Work required
Your task is to output the listing word for word, with pictures excluded.

Information shown
*****
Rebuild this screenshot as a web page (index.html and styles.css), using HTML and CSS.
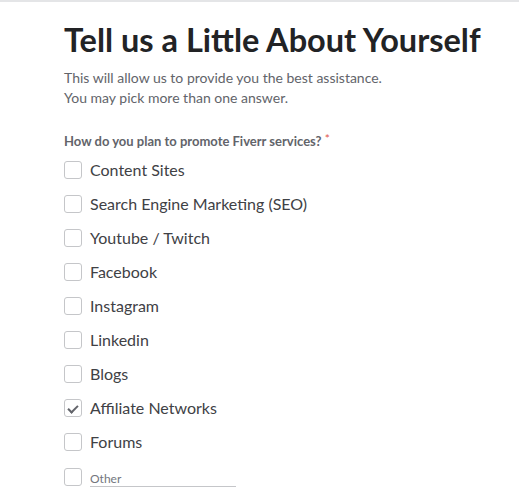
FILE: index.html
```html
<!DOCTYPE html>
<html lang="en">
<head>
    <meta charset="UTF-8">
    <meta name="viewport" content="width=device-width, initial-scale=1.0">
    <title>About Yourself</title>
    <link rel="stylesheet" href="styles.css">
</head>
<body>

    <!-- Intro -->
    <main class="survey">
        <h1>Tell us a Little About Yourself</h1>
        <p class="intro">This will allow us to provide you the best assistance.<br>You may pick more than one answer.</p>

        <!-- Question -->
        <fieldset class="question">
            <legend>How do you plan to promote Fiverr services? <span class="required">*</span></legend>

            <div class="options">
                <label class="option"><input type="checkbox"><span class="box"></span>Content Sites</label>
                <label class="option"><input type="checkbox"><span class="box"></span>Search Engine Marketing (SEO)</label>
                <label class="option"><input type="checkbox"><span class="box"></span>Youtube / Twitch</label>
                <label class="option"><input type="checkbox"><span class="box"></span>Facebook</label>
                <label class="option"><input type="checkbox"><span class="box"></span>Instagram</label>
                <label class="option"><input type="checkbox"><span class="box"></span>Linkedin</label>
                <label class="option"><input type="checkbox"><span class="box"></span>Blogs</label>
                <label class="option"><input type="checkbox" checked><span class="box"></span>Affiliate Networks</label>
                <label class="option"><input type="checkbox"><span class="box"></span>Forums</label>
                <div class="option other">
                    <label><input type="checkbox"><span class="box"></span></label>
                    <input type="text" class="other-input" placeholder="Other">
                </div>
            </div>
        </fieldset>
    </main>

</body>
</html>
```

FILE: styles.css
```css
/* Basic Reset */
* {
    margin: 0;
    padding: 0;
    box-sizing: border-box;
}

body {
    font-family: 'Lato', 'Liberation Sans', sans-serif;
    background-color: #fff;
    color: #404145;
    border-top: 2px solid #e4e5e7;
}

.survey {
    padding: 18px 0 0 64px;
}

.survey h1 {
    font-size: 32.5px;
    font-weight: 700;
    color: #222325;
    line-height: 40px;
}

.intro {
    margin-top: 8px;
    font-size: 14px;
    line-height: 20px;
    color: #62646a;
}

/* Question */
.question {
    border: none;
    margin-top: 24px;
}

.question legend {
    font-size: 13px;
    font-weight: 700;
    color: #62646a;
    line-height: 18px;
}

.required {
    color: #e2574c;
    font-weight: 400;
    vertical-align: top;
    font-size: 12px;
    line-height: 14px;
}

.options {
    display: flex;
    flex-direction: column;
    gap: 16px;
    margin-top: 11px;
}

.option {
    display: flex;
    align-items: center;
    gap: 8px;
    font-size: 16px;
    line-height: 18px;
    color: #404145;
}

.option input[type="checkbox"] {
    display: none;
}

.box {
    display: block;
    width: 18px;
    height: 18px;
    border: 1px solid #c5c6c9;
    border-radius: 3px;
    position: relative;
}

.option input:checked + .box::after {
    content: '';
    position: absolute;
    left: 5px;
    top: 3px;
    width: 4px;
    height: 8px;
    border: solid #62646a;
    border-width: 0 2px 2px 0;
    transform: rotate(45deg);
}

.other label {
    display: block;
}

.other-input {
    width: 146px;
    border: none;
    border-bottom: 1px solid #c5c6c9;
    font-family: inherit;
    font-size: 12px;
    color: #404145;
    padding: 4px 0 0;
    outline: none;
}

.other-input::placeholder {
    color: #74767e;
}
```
*****
Solution for this task
Rebuild this screenshot as a web page (index.html and styles.css), using HTML and CSS.
FILE: index.html
```html
<!DOCTYPE html>
<html lang="en">
<head>
    <meta charset="UTF-8">
    <meta name="viewport" content="width=device-width, initial-scale=1.0">
    <title>About Yourself</title>
    <link rel="stylesheet" href="styles.css">
</head>
<body>

    <!-- Intro -->
    <main class="survey">
        <h1>Tell us a Little About Yourself</h1>
        <p class="intro">This will allow us to provide you the best assistance.<br>You may pick more than one answer.</p>

        <!-- Question -->
        <fieldset class="question">
            <legend>How do you plan to promote Fiverr services? <span class="required">*</span></legend>

            <div class="options">
                <label class="option"><input type="checkbox"><span class="box"></span>Content Sites</label>
                <label class="option"><input type="checkbox"><span class="box"></span>Search Engine Marketing (SEO)</label>
                <label class="option"><input type="checkbox"><span class="box"></span>Youtube / Twitch</label>
                <label class="option"><input type="checkbox"><span class="box"></span>Facebook</label>
                <label class="option"><input type="checkbox"><span class="box"></span>Instagram</label>
                <label class="option"><input type="checkbox"><span class="box"></span>Linkedin</label>
                <label class="option"><input type="checkbox"><span class="box"></span>Blogs</label>
                <label class="option"><input type="checkbox" checked><span class="box"></span>Affiliate Networks</label>
                <label class="option"><input type="checkbox"><span class="box"></span>Forums</label>
                <div class="option other">
                    <label><input type="checkbox"><span class="box"></span></label>
                    <input type="text" class="other-input" placeholder="Other">
                </div>
            </div>
        </fieldset>
    </main>

</body>
</html>
```

FILE: styles.css
```css
/* Basic Reset */
* {
    margin: 0;
    padding: 0;
    box-sizing: border-box;
}

body {
    font-family: 'Lato', 'Liberation Sans', sans-serif;
    background-color: #fff;
    color: #404145;
    border-top: 2px solid #e4e5e7;
}

.survey {
    padding: 18px 0 0 64px;
}

.survey h1 {
    font-size: 32.5px;
    font-weight: 700;
    color: #222325;
    line-height: 40px;
}

.intro {
    margin-top: 8px;
    font-size: 14px;
    line-height: 20px;
    color: #62646a;
}

/* Question */
.question {
    border: none;
    margin-top: 24px;
}

.question legend {
    font-size: 13px;
    font-weight: 700;
    color: #62646a;
    line-height: 18px;
}

.required {
    color: #e2574c;
    font-weight: 400;
    vertical-align: top;
    font-size: 12px;
    line-height: 14px;
}

.options {
    display: flex;
    flex-direction: column;
    gap: 16px;
    margin-top: 11px;
}

.option {
    display: flex;
    align-items: center;
    gap: 8px;
    font-size: 16px;
    line-height: 18px;
    color: #404145;
}

.option input[type="checkbox"] {
    display: none;
}

.box {
    display: block;
    width: 18px;
    height: 18px;
    border: 1px solid #c5c6c9;
    border-radius: 3px;
    position: relative;
}

.option input:checked + .box::after {
    content: '';
    position: absolute;
    left: 5px;
    top: 3px;
    width: 4px;
    height: 8px;
    border: solid #62646a;
    border-width: 0 2px 2px 0;
    transform: rotate(45deg);
}

.other label {
    display: block;
}

.other-input {
    width: 146px;
    border: none;
    border-bottom: 1px solid #c5c6c9;
    font-family: inherit;
    font-size: 12px;
    color: #404145;
    padding: 4px 0 0;
    outline: none;
}

.other-input::placeholder {
    color: #74767e;
}
```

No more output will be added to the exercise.